* [WHAT YOU NEED TO DO]
Write out the material exactly. Do not include the pictures.

* [SUPPLIED MATERIAL]
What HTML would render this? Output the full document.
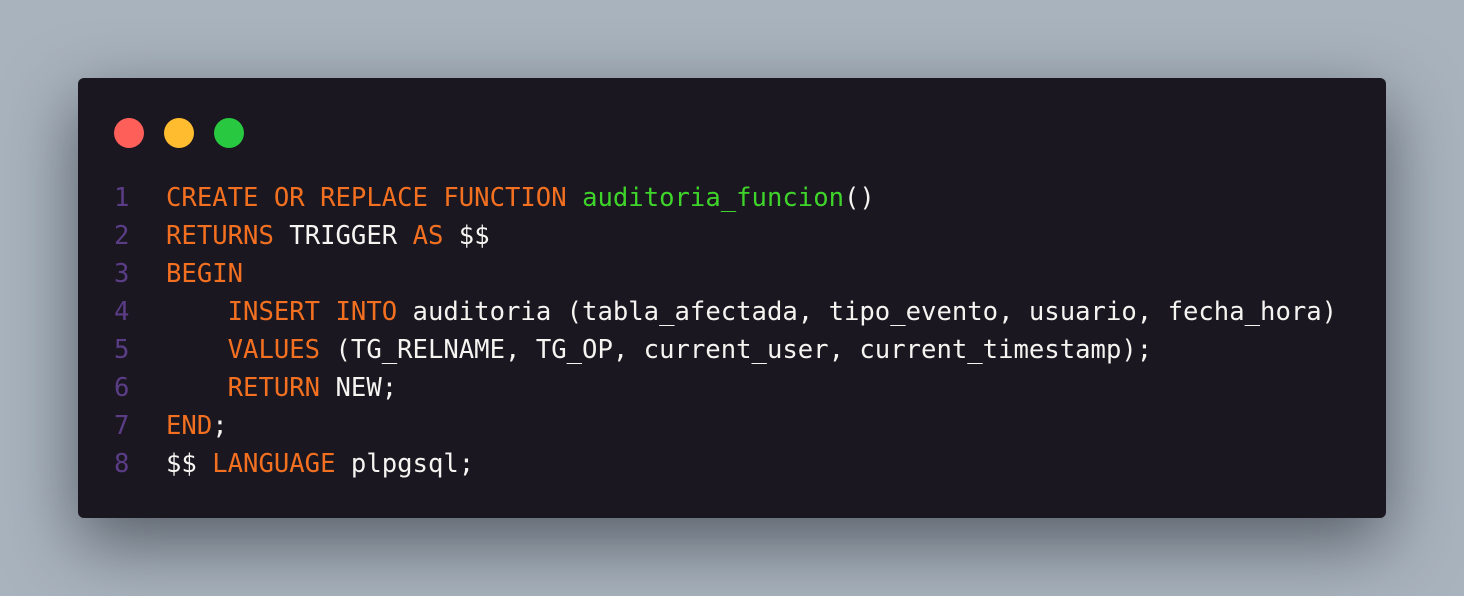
<!DOCTYPE html>
<html><head><style>
html,body{margin:0;padding:0;}
body{width:1464px;height:596px;background:#a9b3bd;position:relative;overflow:hidden;}
.card{position:absolute;left:78px;top:78px;width:1308px;height:440px;background:#1a1721;border-radius:6px;box-shadow:0 24px 70px rgba(30,35,45,0.6);}
.dot{position:absolute;top:40px;width:30px;height:30px;border-radius:50%;}
.code{position:absolute;left:36px;top:101px;font-family:"DejaVu Sans Mono","Liberation Mono",monospace;font-size:25.6px;line-height:38px;color:#f4f4f0;white-space:pre;}
.n{color:#5b3d87;display:inline-block;width:52px;}
.k{color:#f37021;}
.g{color:#3fd42a;}
</style></head><body>
<div class="card">
<div class="dot" style="left:36px;background:#fe5f58"></div>
<div class="dot" style="left:86px;background:#febc2e"></div>
<div class="dot" style="left:136px;background:#28c840"></div>
<div class="code"><span class="n">1</span><span class="k">CREATE OR REPLACE FUNCTION</span> <span class="g">auditoria_funcion</span>()
<span class="n">2</span><span class="k">RETURNS</span> TRIGGER <span class="k">AS</span> $$
<span class="n">3</span><span class="k">BEGIN</span>
<span class="n">4</span>    <span class="k">INSERT INTO</span> auditoria (tabla_afectada, tipo_evento, usuario, fecha_hora)
<span class="n">5</span>    <span class="k">VALUES</span> (TG_RELNAME, TG_OP, current_user, current_timestamp);
<span class="n">6</span>    <span class="k">RETURN</span> NEW;
<span class="n">7</span><span class="k">END</span>;
<span class="n">8</span>$$ <span class="k">LANGUAGE</span> plpgsql;</div>
</div>
</body></html>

* [RESPONSE]
What HTML would render this? Output the full document.
<!DOCTYPE html>
<html><head><style>
html,body{margin:0;padding:0;}
body{width:1464px;height:596px;background:#a9b3bd;position:relative;overflow:hidden;}
.card{position:absolute;left:78px;top:78px;width:1308px;height:440px;background:#1a1721;border-radius:6px;box-shadow:0 24px 70px rgba(30,35,45,0.6);}
.dot{position:absolute;top:40px;width:30px;height:30px;border-radius:50%;}
.code{position:absolute;left:36px;top:101px;font-family:"DejaVu Sans Mono","Liberation Mono",monospace;font-size:25.6px;line-height:38px;color:#f4f4f0;white-space:pre;}
.n{color:#5b3d87;display:inline-block;width:52px;}
.k{color:#f37021;}
.g{color:#3fd42a;}
</style></head><body>
<div class="card">
<div class="dot" style="left:36px;background:#fe5f58"></div>
<div class="dot" style="left:86px;background:#febc2e"></div>
<div class="dot" style="left:136px;background:#28c840"></div>
<div class="code"><span class="n">1</span><span class="k">CREATE OR REPLACE FUNCTION</span> <span class="g">auditoria_funcion</span>()
<span class="n">2</span><span class="k">RETURNS</span> TRIGGER <span class="k">AS</span> $$
<span class="n">3</span><span class="k">BEGIN</span>
<span class="n">4</span>    <span class="k">INSERT INTO</span> auditoria (tabla_afectada, tipo_evento, usuario, fecha_hora)
<span class="n">5</span>    <span class="k">VALUES</span> (TG_RELNAME, TG_OP, current_user, current_timestamp);
<span class="n">6</span>    <span class="k">RETURN</span> NEW;
<span class="n">7</span><span class="k">END</span>;
<span class="n">8</span>$$ <span class="k">LANGUAGE</span> plpgsql;</div>
</div>
</body></html>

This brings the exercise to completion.